How immeasurably hard it is for us to “count it all joy” (Jas. 1:2). Yet in the example of Paul we can derive consolation from knowing that it can be done, and as well, how to do it. It. It does not have to do with our circumstances. Rather, it has to do with our attitudes. If we can fix our attitudes, then our circumstances will not matter as much. Of course, it sounds easier on paper and in theory than it really is, but that should not send us “back to the drawing board.” Instead, it keeps us right where we belong-in the work shop, trying with all of our being to trust those words: “My grace is sufficient for thee . . . .” How can such irksome and unpleasant things as sickness, death, failure, etc., be described as “grace,” a “gift” from God of which we are not worthy? Only when we see them from the perspective that Paul did will we able to call them that and endure their vexations without our usual gripes and complaints. As an unknown poet once wrote:

Strange gift indeed-a thorn to prick,

‘To pierce into the very quick,

To cause perpetual sense of pain.

Strange gift! But it was given for gain.

Unwelcome, but it came to stay;

Nor could that thorn be prayed away!

It came to fill its God-planned place

A life-enriching means of grace.

O much-tried saint, with fainting heart,

The thorn with its abiding smart,

With all its wearing, ceaseless pain

Can be your means of priceless gain.

And so whatever yours may be,

From God accept it willingly.

But reckon Christ-His life, His power

To keep you in the trying hour.

And then your life will richer grow

His grace sufficient He’ll bestow.

In heaven’s glad day your praise will be,

“I’m glad for thorns; they strengthened me.”

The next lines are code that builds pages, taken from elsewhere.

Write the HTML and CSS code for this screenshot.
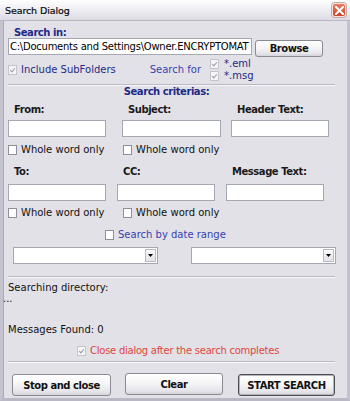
FILE: index.html
```html
<!DOCTYPE html>
<html>
<head>
<meta charset="utf-8">
<link rel="stylesheet" href="styles.css">
</head>
<body>
<div class="window">
  <div class="titlebar">
    <span class="title">Search Dialog</span>
    <span class="close"><svg width="9" height="9" viewBox="0 0 9 9"><path d="M1 1 L8 8 M8 1 L1 8" stroke="#fff" stroke-width="2" stroke-linecap="square"/></svg></span>
  </div>
  <div class="content">
    <div class="section-label">Search in:</div>
    <div class="path-row">
      <div class="textbox path">C:\Documents and Settings\Owner.ENCRYPTOMAT</div>
      <div class="btn browse">Browse</div>
    </div>
    <div class="options-row">
      <div class="check disabled sub"><span class="box checked"></span>Include SubFolders</div>
      <span class="search-for">Search for</span>
      <div class="types">
        <div class="check type"><span class="box checked"></span>*.eml</div>
        <div class="check type"><span class="box checked"></span>*.msg</div>
      </div>
    </div>
    <div class="sep"></div>
    <div class="criteria-title">Search criterias:</div>

    <div class="labels row1">
      <span class="lbl l-from">From:</span>
      <span class="lbl l-subject">Subject:</span>
      <span class="lbl l-header">Header Text:</span>
    </div>
    <div class="inputs row1">
      <div class="textbox field"></div>
      <div class="textbox field"></div>
      <div class="textbox field"></div>
    </div>
    <div class="checks row1">
      <div class="check"><span class="box"></span>Whole word only</div>
      <div class="check"><span class="box"></span>Whole word only</div>
    </div>

    <div class="labels row2">
      <span class="lbl l-to">To:</span>
      <span class="lbl l-cc">CC:</span>
      <span class="lbl l-msg">Message Text:</span>
    </div>
    <div class="inputs row2">
      <div class="textbox field"></div>
      <div class="textbox field"></div>
      <div class="textbox field"></div>
    </div>
    <div class="checks row2">
      <div class="check"><span class="box"></span>Whole word only</div>
      <div class="check"><span class="box"></span>Whole word only</div>
    </div>

    <div class="date-row">
      <div class="check blue"><span class="box"></span>Search by date range</div>
    </div>
    <div class="combos">
      <div class="combo"><span class="arrow"><svg width="5" height="3" viewBox="0 0 5 3"><path d="M0 0 H5 L2.5 3 Z" fill="#000"/></svg></span></div>
      <div class="combo"><span class="arrow"><svg width="5" height="3" viewBox="0 0 5 3"><path d="M0 0 H5 L2.5 3 Z" fill="#000"/></svg></span></div>
    </div>
    <div class="sep sep2"></div>

    <div class="status">Searching directory:</div>
    <div class="dots">...</div>
    <div class="status found">Messages Found: 0</div>

    <div class="close-row">
      <div class="check disabled red"><span class="box checked"></span>Close dialog after the search completes</div>
    </div>
    <div class="sep sep3"></div>

    <div class="buttons">
      <div class="btn big stop">Stop and close</div>
      <div class="btn big clear">Clear</div>
      <div class="btn big start">START SEARCH</div>
    </div>
  </div>
</div>
</body>
</html>
```

FILE: styles.css
```css
* { box-sizing: border-box; }
html, body { margin: 0; padding: 0; background: #e2e1e7; }
body { font-family: "DejaVu Sans", sans-serif; font-size: 10px; color: #111; }

.window {
  width: 350px;
  height: 401px;
  display: flex;
  flex-direction: column;
  background: #e2e1e7;
  border-left: 3px solid #c3c2ce;
  border-right: 3px solid #c3c2ce;
  border-bottom: 3px solid #b9b8c4;
  box-shadow: inset 1px 0 0 #a9a8b6;
}

.titlebar {
  height: 21px;
  margin: 0 -3px;
  display: flex;
  align-items: center;
  justify-content: space-between;
  padding: 0 4px 0 5px;
  background: linear-gradient(#ffffff 0%, #f1f1f5 40%, #dcdbe4 100%);
  border-bottom: 1px solid #b8b7c3;
}
.title { font-size: 9.5px; color: #0a0a0a; letter-spacing: -0.1px; padding-top: 1px; -webkit-text-stroke: 0.2px #0a0a0a; }
.close {
  width: 14px; height: 14px;
  border: 1px solid #f6e3dd;
  border-radius: 3px;
  background: linear-gradient(#e77d63, #c9452a);
  display: flex; align-items: center; justify-content: center;
  box-shadow: 0 0 0 1px #c9a9a2;
}

.content {
  flex: 1;
  display: flex;
  flex-direction: column;
  padding: 0 12px 0 5px;
}

.section-label, .criteria-title, .lbl, .btn {
  font-family: "DejaVu Sans", sans-serif;
  font-weight: bold;
  font-size: 10px;
  letter-spacing: -0.45px;
}
.section-label {
  color: #1e2a86;
  line-height: 11px;
  margin-top: 6px;
  padding-left: 6px;
}

.textbox {
  background: #fff;
  border: 1px solid #a4a8b2;
  height: 17px;
}
.path-row { display: flex; align-items: flex-start; }
.path {
  width: 244px;
  overflow: hidden;
  white-space: nowrap;
  line-height: 15px;
  padding-left: 1px;
  color: #000;
  letter-spacing: -0.25px;
}
.btn {
  display: flex; align-items: center; justify-content: center;
  border: 1px solid #8a8a93;
  border-radius: 3px;
  background: linear-gradient(#ffffff 0%, #f4f4f6 50%, #e4e3e9 85%, #d4d3da 100%);
  color: #111;
}
.browse { width: 68px; height: 17px; margin: 2px 0 0 3px; }

.options-row {
  display: flex;
  align-items: flex-start;
  height: 27px;
}
.check { display: flex; align-items: center; line-height: 13px; height: 13px; white-space: nowrap; color: #111; }
.box {
  width: 9px; height: 10px;
  border: 1px solid #8e8f9b;
  background: #fff;
  margin-right: 4px;
  position: relative;
  flex: none;
}
.box.checked::after {
  content: "";
  position: absolute;
  left: 2px; top: 1px;
  width: 2px; height: 4px;
  border-right: 1.5px solid #9c9ca8;
  border-bottom: 1.5px solid #9c9ca8;
  transform: rotate(40deg);
}
.disabled .box { border-color: #c4c4cc; background: #f5f5f7; }
.sub { color: #1e2a86; margin-top: 6px; }
.search-for { color: #3543b0; margin-left: 34px; margin-top: 6px; line-height: 13px; }
.types { display: flex; flex-direction: column; margin-left: 9px; margin-top: 1px; }
.type { color: #1e2a86; line-height: 12px; height: 12px; }
.type .box { border-color: #c4c4cc; background: #f5f5f7; margin-right: 5px; }

.sep {
  height: 2px;
  border-top: 1px solid #b9b8c3;
  border-bottom: 1px solid #f7f7f9;
}
.criteria-title {
  color: #1e2a86;
  text-align: center;
  line-height: 11px;
  padding-right: 10px;
}

.labels { display: flex; line-height: 14px; color: #111; }
.labels.row1 { margin-top: 6px; }
.labels.row2 { margin-top: 9px; }
.lbl { color: #1a1a1a; }
.l-from { width: 114px; padding-left: 6px; }
.l-subject { width: 115px; padding-left: 6px; }
.l-header { padding-left: 0; }
.l-to { width: 109px; padding-left: 6px; }
.l-cc { width: 109px; padding-left: 6px; }
.l-msg { padding-left: 6px; }

.inputs { display: flex; }
.inputs.row1 { margin-top: 3px; }
.inputs.row2 { margin-top: 5px; }
.field { width: 98px; }
.inputs.row1 .field:nth-child(2) { margin-left: 16px; width: 99px; }
.inputs.row1 .field:nth-child(3) { margin-left: 10px; }
.inputs.row2 .field:nth-child(2) { margin-left: 11px; }
.inputs.row2 .field:nth-child(3) { margin-left: 11px; }

.checks { display: flex; }
.checks.row1 { margin-top: 6px; }
.checks.row2 { margin-top: 5px; }
.checks .check:first-child { width: 115px; }

.date-row { display: flex; margin-top: 9px; padding-left: 97px; }
.blue { color: #3543b0; }

.combos { display: flex; justify-content: space-between; margin-top: 6px; padding-left: 5px; margin-right: -1px; }
.combo {
  width: 145px; height: 17px;
  background: #fff;
  border: 1px solid #a4a8b2;
  display: flex; justify-content: flex-end; align-items: stretch;
  padding: 1px;
}
.arrow {
  width: 11px;
  border: 1px solid #b9bac4;
  background: linear-gradient(#fbfbfc, #e2e2e8);
  display: flex; align-items: center; justify-content: center;
}
.sep2 { margin-top: 12px; }

.status { line-height: 13px; margin-top: 3px; color: #111; }
.dots { line-height: 9px; margin-left: -5px; color: #111; }
.found { margin-top: 20px; }

.close-row { display: flex; margin-top: 8px; padding-left: 69px; }
.red { color: #e0463d; letter-spacing: -0.25px; }
.sep3 { margin-top: 4px; }

.buttons { display: flex; margin-top: 10px; padding-left: 4px; align-items: flex-start; }
.big { height: 22px; }
.stop { width: 99px; margin-top: 1px; }
.clear { width: 98px; margin-left: 14px; }
.start {
  width: 97px;
  margin-left: 15px;
  margin-top: 1px;
  border-color: #4b4b52;
  box-shadow: inset 0 0 0 1px #b5b4bc;
}
```
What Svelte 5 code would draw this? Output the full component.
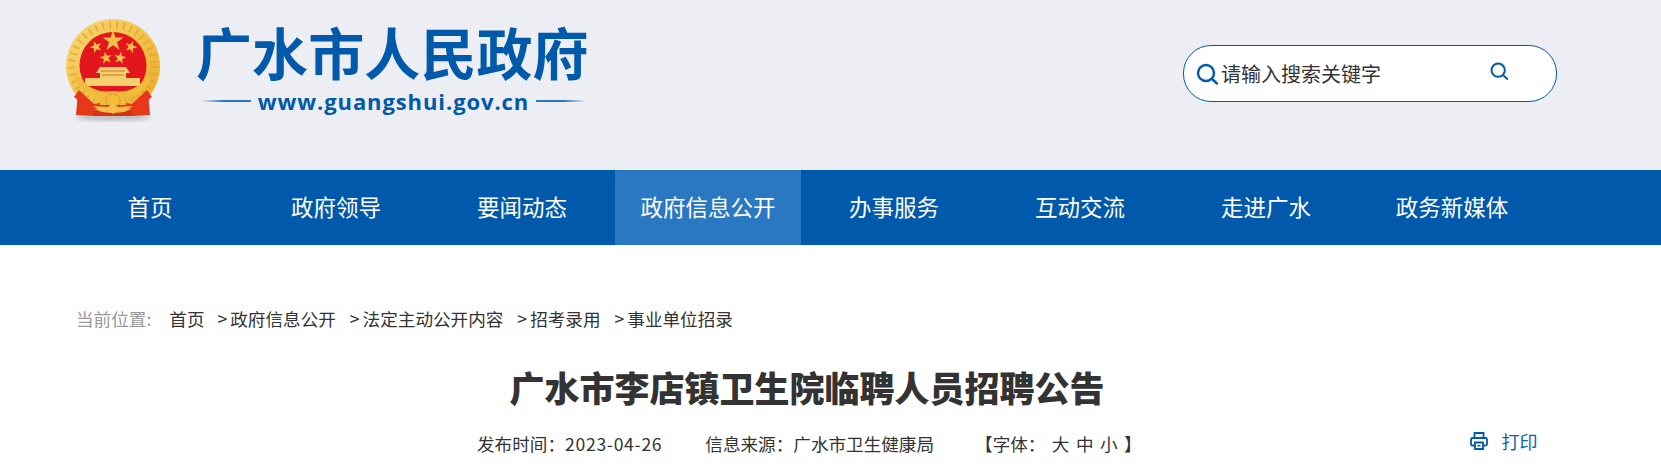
<script>
  let navs = ['首页', '政府领导', '要闻动态', '政府信息公开', '办事服务', '互动交流', '走进广水', '政务新媒体']
  let crumbs = ['政府信息公开', '法定主动公开内容', '招考录用', '事业单位招录']
  let star = (cx, cy, r, rot = 0) => {
    let pts = []
    for (let i = 0; i < 10; i++) {
      let a = ((rot - 90 + i * 36) * Math.PI) / 180
      let d = i % 2 ? r * 0.38 : r
      pts.push((cx + d * Math.cos(a)).toFixed(1) + ',' + (cy + d * Math.sin(a)).toFixed(1))
    }
    return pts.join(' ')
  }
</script>

<div class="page">
  <header class="head">
    <svg class="emblem" viewBox="0 0 106 106" width="106" height="106">
      <defs>
        <linearGradient id="gold" x1="0" y1="0" x2="1" y2="1">
          <stop offset="0" stop-color="#f8d878" />
          <stop offset="0.55" stop-color="#f2c044" />
          <stop offset="1" stop-color="#e8a82a" />
        </linearGradient>
        <filter id="soft"><feGaussianBlur stdDeviation="0.5" /></filter>
        <filter id="blur"><feGaussianBlur stdDeviation="2.500" /></filter>
      </defs>
      <ellipse cx="53" cy="100" rx="38" ry="3.500" fill="#8c8c8c" opacity="0.55" filter="url(#blur)" />
      <g filter="url(#soft)">
        <path d="M18 74 L16 98 L34 99 L36 84 Z M88 74 L90 98 L72 99 L70 84 Z" fill="#e23a1c" />
        <path d="M34 92 H72 V99 H34 Z" fill="#d92d18" />
        <circle cx="53" cy="49" r="47" fill="url(#gold)" />
        <circle cx="53" cy="49" r="41" fill="none" stroke="#d9992a" stroke-width="7" stroke-dasharray="2 5" opacity="0.55" />
        <circle cx="53" cy="48.500" r="33.500" fill="#e2141c" />
        <polygon points={star(53, 24, 11)} fill="#f4c046" />
        <polygon points={star(36, 30, 6.500, -20)} fill="#f4c046" />
        <polygon points={star(71, 30, 6.500, 20)} fill="#f4c046" />
        <polygon points={star(46, 41, 6.500, -10)} fill="#f4c046" />
        <polygon points={star(60, 41, 6.500, 10)} fill="#f4c046" />
        <path d="M40 50 H66 L70 56 H66 V61 H80 V69 H25 V61 H40 V56 H36 Z" fill="#f4cf6e" />
        <path d="M41 54 H65 M42 58 H64" stroke="#c9762a" stroke-width="1" />
        <path d="M25 69 H81 L76 72 H30 Z" fill="#e2141c" />
        <path d="M14 60 Q24 84 53 80 Q82 84 92 60 L88 58 Q76 77 53 74 Q30 77 18 58 Z" fill="#f2bc3a" />
        <path d="M19 73 L34 87 L53 84 L72 87 L87 73 L92 80 L76 92 H30 L14 80 Z" fill="#e8341c" />
        <path d="M40 88 A13 13 0 0 1 66 88 Z" fill="#f2bc3a" />
        <circle cx="53" cy="84" r="7" fill="none" stroke="#c9762a" stroke-width="1" stroke-dasharray="1.500 1.500" />
        <path d="M33 89 L48 90 L53 86 L58 90 L73 89 L64 95 L58 93 L53 97 L48 93 L42 95 Z" fill="#f4c046" />
      </g>
    </svg>
    <div class="brand">
      <div class="cn">广水市人民政府</div>
      <div class="url">
        <span class="rule left"></span>
        <span>www.guangshui.gov.cn</span>
        <span class="rule right"></span>
      </div>
    </div>
    <div class="search">
      <svg class="glass" viewBox="0 0 24 24" width="24" height="24">
        <circle cx="11" cy="11" r="8" fill="none" stroke="#0059aa" stroke-width="2.400" />
        <path d="M17 17 L22 21.500" stroke="#0059aa" stroke-width="2.400" stroke-linecap="round" />
      </svg>
      <span class="hint">请输入搜索关键字</span>
      <svg class="glass2" viewBox="0 0 24 24" width="20" height="20">
        <circle cx="11" cy="11" r="8" fill="none" stroke="#0059aa" stroke-width="2.400" />
        <path d="M17 17 L22 21.500" stroke="#0059aa" stroke-width="2.400" stroke-linecap="round" />
      </svg>
    </div>
  </header>

  <nav class="nav">
    {#each navs as n, i}
      <div class="item" class:active={i === 3}>{n}</div>
    {/each}
  </nav>

  <div class="crumbs">
    <span class="here">当前位置:</span>
    <span class="home">首页</span>
    {#each crumbs as c}
      <span class="crumb"><span class="arrow">&gt;</span>{c}</span>
    {/each}
  </div>

  <h1 class="title">广水市李店镇卫生院临聘人员招聘公告</h1>

  <div class="meta">
    <div class="info">
      <span>发布时间：<span class="date">2023-04-26</span></span>
      <span>信息来源：广水市卫生健康局</span>
      <span class="font-size">【字体：&nbsp;大 中 小 】</span>
    </div>
    <div class="print">
      <svg viewBox="0 0 18 18" width="18" height="18">
        <path d="M4.500 6 V1 H13.500 V6" fill="none" stroke="#0059aa" stroke-width="1.800" />
        <path d="M4.500 13.500 H2.500 Q1 13.500 1 12 V7.500 Q1 6 2.500 6 H15.500 Q17 6 17 7.500 V12 Q17 13.500 15.500 13.500 H13.500" fill="none" stroke="#0059aa" stroke-width="1.800" />
        <path d="M5 10.500 H13 V17 H5 Z" fill="none" stroke="#0059aa" stroke-width="1.800" />
        <path d="M7.500 13.700 H10.500" stroke="#0059aa" stroke-width="1.500" />
      </svg>
      <span>打印</span>
    </div>
  </div>
</div>

<style>
  :global(body) {
    margin: 0;
    background: #fff;
    overflow: hidden;
  }

  .page {
    font-family: "Noto Sans CJK SC", "Noto Sans", sans-serif;
    color: #333;
    width: 1661px;
  }

  .head {
    height: 170px;
    background: #eceef3;
    display: flex;
    align-items: flex-start;
    padding-left: 60px;
    box-sizing: border-box;
  }

  .emblem {
    margin-top: 17px;
    flex: none;
  }

  .brand {
    margin-left: 30px;
    margin-top: 18px;
    width: 390px;
    color: #0059aa;
  }

  .cn {
    font-size: 56px;
    font-weight: 700;
    line-height: 66px;
    letter-spacing: 0.1px;
    white-space: nowrap;
  }

  .url {
    display: flex;
    align-items: center;
    gap: 7px;
    font-family: "Open Sans", sans-serif;
    font-size: 22px;
    font-weight: 700;
    line-height: 30px;
    letter-spacing: 0.9px;
    padding-left: 5px;
    margin-top: 2px;
  }

  .rule {
    height: 2px;
    flex: 1;
  }

  .rule.left {
    background: linear-gradient(90deg, transparent, #2a78c2 45%);
  }

  .rule.right {
    background: linear-gradient(90deg, #2a78c2 55%, transparent);
  }

  .search {
    margin-left: 597px;
    margin-top: 45px;
    width: 374px;
    height: 57px;
    box-sizing: border-box;
    border: 1px solid #0059aa;
    border-radius: 28px;
    background: #fff;
    display: flex;
    align-items: center;
    padding-left: 11px;
    font-size: 20px;
  }

  .glass {
    flex: none;
  }

  .hint {
    margin-left: 2px;
    width: 268px;
    color: #333;
  }

  .glass2 {
    margin-top: -6px;
  }

  .nav {
    height: 75px;
    background: #0059aa;
    display: flex;
    padding-left: 57px;
  }

  .item {
    width: 186px;
    text-align: center;
    color: #fff;
    font-size: 22.5px;
    line-height: 73px;
    height: 75px;
  }

  .item.active {
    background: #2a78c2;
  }

  .crumbs {
    margin-top: 59px;
    padding-left: 76px;
    display: flex;
    font-size: 17.6px;
    line-height: 30px;
    color: #333;
  }

  .here {
    color: #999;
    margin-right: 18px;
  }

  .home {
    margin-right: 13px;
  }

  .crumb {
    margin-right: 14px;
  }

  .arrow {
    margin-right: 3px;
  }

  .title {
    width: 1614px;
    margin: 28px 0 0;
    text-align: center;
    font-size: 35px;
    font-weight: 900;
    line-height: 50px;
    color: #333;
  }

  .meta {
    margin-top: 14px;
    display: flex;
    align-items: center;
    font-size: 17.6px;
    line-height: 30px;
    padding-left: 477px;
  }

  .info {
    display: flex;
    gap: 43px;
  }

  .date {
    letter-spacing: 0.7px;
  }

  .font-size {
    word-spacing: 2.5px;
    margin-left: -2px;
  }

  .print {
    margin-left: 328px;
    margin-bottom: 6px;
    display: flex;
    align-items: center;
    gap: 14px;
    color: #0b62b0;
    font-size: 18px;
  }
</style>
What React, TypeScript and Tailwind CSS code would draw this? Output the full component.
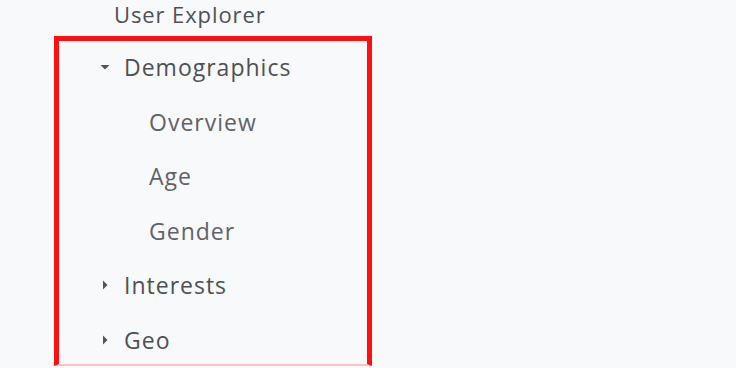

Learning to love the dandelions that grow in our own yard is no easy job. But it is a chore that must be done. It will save us from bitterness and resentment and a host of other destructive emotions. Life will be more pleasant for us and those around us. And the service of God even under the most trying of circumstances will take on some semblance of design and purpose, and there is no question but that we will be better people and more profitable servants because of it.